Há outros cenários de sustentabilidade como a entrega por bicicletas e drones, mas todos carecem de regulamentação. A chave para os pesquisadores e profissionais de logística é equilibrar um paradoxo moderno:
“O ser humano urbano é a pessoa que não quer ir à loja comprar, porque prefere receber em casa. No entanto, reclama do tráfego da cidade, mas grande parte desse trânsito é gerado pela distribuição de compras que ele faz”, conclui o professor.
Colaboram com os trabalhos no LogTranS: Leise Leise Kelli de Oliveira, do Departamento de Engenharia de Transportes e Geotecnia da UFMG; Alexandre Ferreira de Pinho, da Unifei; Jose Holguin-Veras, Diretor Centro de Excelência em Sistemas de Transporte Urbano Sustentável da Volvo Research and Educational Foundations, no Rensselaer Polytechnic Institute, New York (EUA).
Desafios das pesquisas
Há muitos pesquisadores dedicados ao tema City Logistics, pensando em integrar atores do meio ambiente urbano, cidadão e políticas públicas, conforme apontou Renato Lima.

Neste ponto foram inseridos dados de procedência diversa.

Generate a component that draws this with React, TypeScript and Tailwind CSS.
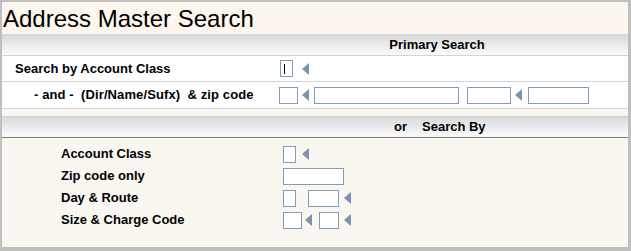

No Brasil, entretanto, o desafio é a falta de conexão com o mercado. Ele esteve em Nova York para estudos do pós-doutorado e percebeu o quanto as empresas de logística são parceiras das universidades.
“Em pesquisa estamos próximos do que é feito lá fora, mas a aplicação aqui é mais lenta”. Ele cita empresas como UPS e DHL que ajudam pesquisadores com fornecimento de dados reais da distribuição urbana.
Roberta Alves também apontou a dificuldade nos trabalhos que desenvolve. “Há pesquisas sendo engavetadas por causa da distância entre academia e mercado. Meu trabalho, apesar de ter potencial para chegar ao mercado, depende de mudança na cultura das empresas. Tive dificuldades em obter os dados, principalmente por parte de transportadoras”, conta.